Cerró los ojos y vio nuevamente al cosmonauta muerto. Suspendido en el espacio. Con los tubos de oxígeno rotos. Por mis propias manos, se dijo.

Kinsman puso sus manos delante de sí en las sombras de la oscura habitación. De modo que tú sobrevivirás, mientras el resto muere. Eres más culpable que los otros. Has matado. No apretaste ningún botón, no. Lo hiciste a la antigua. Con tus propias manos.

—“Y si la mano derecha te ofende, córtala”.

El sonido de su propia voz en la oscuridad lo sobresaltó. Sabía que no había citado correctamente, pero era igualmente adecuado. Era adecuado.

Las reuniones dominicales. Un domingo encontraron que una ardilla había entrado en la Casa de Reuniones y se había comido la mitad de los tapizados de cuero de los bancos.

—Lo tenemos merecido —había dicho su padre—. Los bancos tapizados son una debilidad.

Eso había sido dicho por el cuáquero más rico de Pennsylvania. Era un hombre lleno de contradicciones. Ojalá lo hubiera conocido mejor.

Los otros niños en la escuela se burlaban de él porque era cuáquero. Lo llamaban William Penn. Los más violentos, los más grandes lo provocaban.

—Muéstranos cómo tiemblas, cuáquero. Cómo te rompieron la nariz. Cómo aprendiste a evitar una pelea por medio de las palabras.

Pero ahora no se la puede evitar con palabras. ¡Jamás volveré a pilotar un avión! Si se destruyen totalmente no habrá aeroplanos. Ni pistas de aterrizajes.

—¿A quién tratas de engañar? —se preguntó—. No podrías pilotar ahora, de todos modos. No después de años viviendo en esta gravedad. Eres débil como una esponja. Y además ya no eres un muchacho, cincuentón. No podrías pilotar nada que fuera más complejo que un planeador.

¿Por qué tienen que hacerse la guerra? ¿No han aprendido nada en medio siglo de Guerra Fría? ¿Por qué deben hacer desaparecer todo?

Pero él sabía por qué. Por la misma razón que él había matado al astronauta. Exactamente por la misma razón. No era necesario; realmente no lo era… Pero la furia se apodera de uno, y no se la puede detener. No, hasta que ya es demasiado tarde.

Sonó el timbre del despertador. Las luces del dormitorio se fueron encendiendo lentamente hasta alcanzar su mayor intensidad. Hora de levantarse.

Con un esfuerzo, Kinsman se sentó en el lecho. Al demonio con todo y con todos, se dijo a sí mismo. Asi es como están las cosas, y así es como tengo que hacerlo.

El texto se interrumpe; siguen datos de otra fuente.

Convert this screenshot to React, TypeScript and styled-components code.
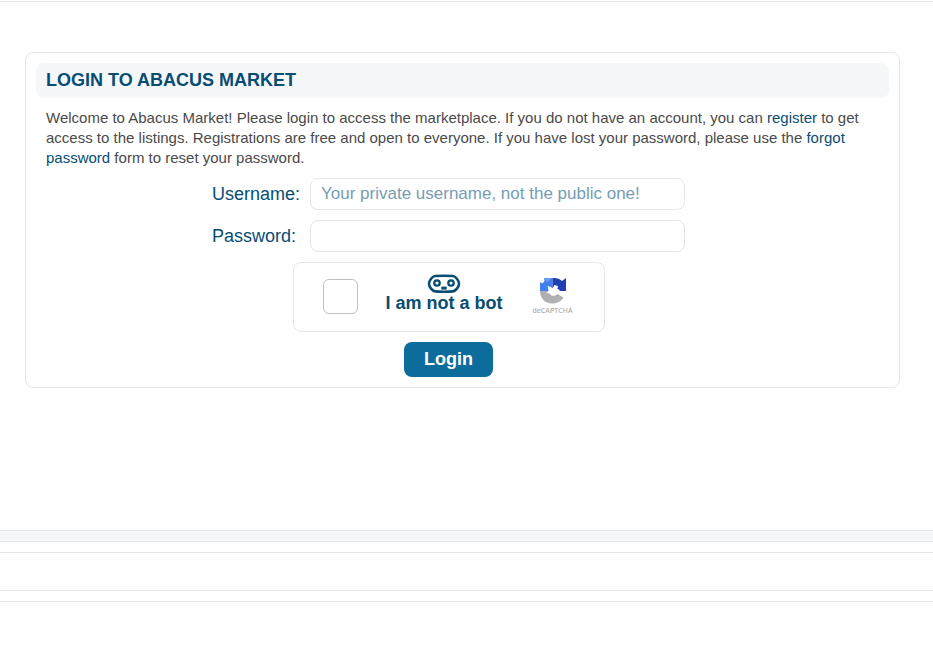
import React from "react";
import styled, { createGlobalStyle } from "styled-components";

const line = "#e5e6e9";
const navy = "#074d73";

const GlobalStyle = createGlobalStyle`
  *, *::before, *::after { box-sizing: border-box; }
  body {
    margin: 0;
    background: #fff;
    color: #4a4a4a;
    font-family: "Liberation Sans", Arial, sans-serif;
    font-size: 15px;
    line-height: 20px;
  }
`;

const Page = styled.div`
  display: flex;
  flex-direction: column;
`;

const Main = styled.main`
  margin-top: 1px;
  border-top: 1px solid ${line};
  padding: 50px 33px 0 25px;
  min-height: 529px;
`;

const Card = styled.section`
  border: 1px solid ${line};
  border-radius: 8px;
  padding: 10px;
`;

const Title = styled.h1`
  margin: 0;
  padding: 0 10px;
  border-radius: 8px;
  background: #f6f7f9;
  color: ${navy};
  font-size: 18px;
  line-height: 35px;
  text-transform: uppercase;
`;

const Intro = styled.p`
  margin: 10px;
`;

const TextLink = styled.a`
  color: ${navy};
  text-decoration: none;
`;

const Form = styled.form`
  display: flex;
  flex-direction: column;
  align-items: center;
  gap: 10px;
  padding-right: 28px;
`;

const Field = styled.div`
  display: grid;
  grid-template-columns: 98px minmax(0, 375px);
  align-items: center;
`;

const Label = styled.label`
  color: ${navy};
  font-size: 18px;
`;

const TextInput = styled.input`
  width: 100%;
  height: 32px;
  padding: 0 10px;
  border: 1px solid ${line};
  border-radius: 8px;
  background: #fff;
  color: ${navy};
  font-family: inherit;
  font-size: 17px;
  &::placeholder {
    color: #759db4;
    opacity: 1;
  }
`;

const Captcha = styled.div`
  display: flex;
  align-items: center;
  width: 312px;
  height: 70px;
  padding: 0 29px 2px;
  border: 1px solid ${line};
  border-radius: 8px;
`;

const Check = styled.input`
  appearance: none;
  flex: none;
  width: 35px;
  height: 35px;
  margin: 0;
  border: 1px solid #bfc0c2;
  border-radius: 6px;
  background: #fff;
  &:checked { background: ${navy}; }
`;

const BotLabel = styled.label`
  display: flex;
  flex: 1;
  flex-direction: column;
  align-items: center;
  color: ${navy};
  font-size: 18px;
  font-weight: bold;
  white-space: nowrap;
  padding-bottom: 5px;
`;

const Brand = styled.div`
  display: flex;
  flex-direction: column;
  align-items: center;
  gap: 2px;
  width: 44px;
  color: #b0b0b0;
  font-family: "Open Sans", sans-serif;
  font-size: 7px;
  font-weight: 600;
  line-height: 10px;
`;

const Submit = styled.button`
  height: 35px;
  padding: 0 20px;
  border: 0;
  border-radius: 8px;
  background: #0c6d9c;
  color: #fff;
  font-family: inherit;
  font-size: 18px;
  font-weight: bold;
`;

const Footer = styled.footer`
  display: flex;
  flex-direction: column;
  gap: 10px;
  padding-bottom: 48px;
`;

const Band = styled.div`
  height: 12px;
  border: 1px solid ${line};
  border-width: 1px 0;
  background: #f6f7f9;
`;

const FooterBar = styled.div`
  height: 39px;
  border: 1px solid ${line};
  border-width: 1px 0;
`;

const FooterEnd = styled.div`
  border-top: 1px solid ${line};
`;

function BotIcon() {
  return (
    <svg width="34" height="19" viewBox="0 0 34 19" fill="none" aria-hidden="true">
      <path
        d="M8 2Q17 1.4 26 2C28.500 2.200 32 6.500 32 9.700S28.500 17.200 26 17.400Q17 18 8 17.400C5.500 17.200 2 12.900 2 9.700S5.500 2.200 8 2Z"
        stroke={navy}
        strokeWidth="2.6"
      />
      <circle cx="10" cy="9" r="2.700" stroke={navy} strokeWidth="2.300" />
      <circle cx="24" cy="9" r="2.700" stroke={navy} strokeWidth="2.300" />
      <path d="M14.300 12.600h5.400v3h-5.400Z" fill={navy} />
    </svg>
  );
}

function CaptchaLogo() {
  return (
    <svg width="28" height="28" viewBox="1 0 28 28" aria-hidden="true">
      <path d="M2 15V6l2.500 1.500L6.500 5 6 2H14.500v10H10.500v3Z" fill="#4280ee" />
      <path d="M6 2h8.500L9 6Z" fill="#6b9cf3" />
      <path d="M14.500 2C18 1.500 21.500 2.500 24 5L28 2v13H18l-3.500-3Z" fill="#1f3fb2" />
      <path d="M2 15h9l1.500 3.500c2.500 2 5 1.500 7-.500l6 3.500C23 25.500 18.500 27.500 14 27.500 7 27.500 2 22 2 15Z" fill="#b0b0b2" />
      <path d="m9.500 10 3.500 1 1.500 1.500 2-3.500 3.500 1-.500 3 2.500 1-3 3-3 .500-2 2.500-2-2.500-3.500-.500 2.500-2.500Z" fill="#fff" />
    </svg>
  );
}

export default function App() {
  return (
    <Page>
      <GlobalStyle />
      <Main>
        <Card>
          <Title>Login to Abacus Market</Title>
          <Intro>
            Welcome to Abacus Market! Please login to access the marketplace. If you do not have an
            account, you can <TextLink href="#register">register</TextLink> to get access to the
            listings. Registrations are free and open to everyone. If you have lost your password,
            please use the <TextLink href="#forgot">forgot password</TextLink> form to reset your
            password.
          </Intro>
          <Form onSubmit={(event: React.FormEvent) => event.preventDefault()}>
            <Field>
              <Label htmlFor="username">Username:</Label>
              <TextInput
                id="username"
                type="text"
                placeholder="Your private username, not the public one!"
              />
            </Field>
            <Field>
              <Label htmlFor="password">Password:</Label>
              <TextInput id="password" type="password" />
            </Field>
            <Captcha>
              <Check id="human" type="checkbox" />
              <BotLabel htmlFor="human">
                <BotIcon />
                I am not a bot
              </BotLabel>
              <Brand>
                <CaptchaLogo />
                deCAPTCHA
              </Brand>
            </Captcha>
            <Submit type="submit">Login</Submit>
          </Form>
        </Card>
      </Main>
      <Footer>
        <Band />
        <FooterBar />
        <FooterEnd />
      </Footer>
    </Page>
  );
}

Todo se ve diferente con la luz del día. Aun cuando la luz es artificial. Ni más fácil ni mejor…, pero más racional. A la luz del día uno puede manejarlo todo más racionalmente. En la oscuridad, extrañas formas invaden las sombras.

Kinsman pidió una comunicación con Leonov. Luego se dio una ducha seca y se vistió mientras esperaba. Finalmente sonó el teléfono, y el técnico de comunicaciones le dijo que el comandante ruso estaba en línea. La pantalla se puso gris, no había ninguna imagen…, pero la voz de Leonov era fuerte y clara.

—No sabía que los capitalistas se levantaban tan temprano por la mañana.

Kinsman devolvió el golpe.

—Así es como aventajamos a los burócratas centralizados.

—¡Ajá! Una provocación.

Kinsman se puso serio y preguntó.

—¿Te has enterado del asunto de la Antártida ?

—Sí.

Esperó a que Leonov dijera algo más. Pero no había nada que decir.

—¿Algo más acerca de tu reemplazante?

—No. No todavía.

La voz de Leonov sonaba tensa. Están controlando su línea, pensó. Luego se dijo: Y la mía también, probablemente.

—Tenemos que encontrarnos, Pete, y hablar de algunas cosas. La carrera de escarabajos y todo eso.

—No puedo —replicó Leonov inmediatamente—. Hoy no. Tengo que ocuparme de muchos otros problemas. Quizás en un día o dos.

Haciendo un gesto afirmativo para sí mismo, Kinsman dijo:

—Ajá. Muy bien. Llámame.

Desconectó el teléfono y se quedó desnudo junto a la cama durante unos cuantos minutos inciertos; luego apretó nuevamente el teclado del teléfono.

—Consígame un volador —dijo a la centelleante pantalla—. Para un vuelo de larga distancia. Le daré el plan de vuelos en la oficina de operaciones. Estaré ahí en media hora.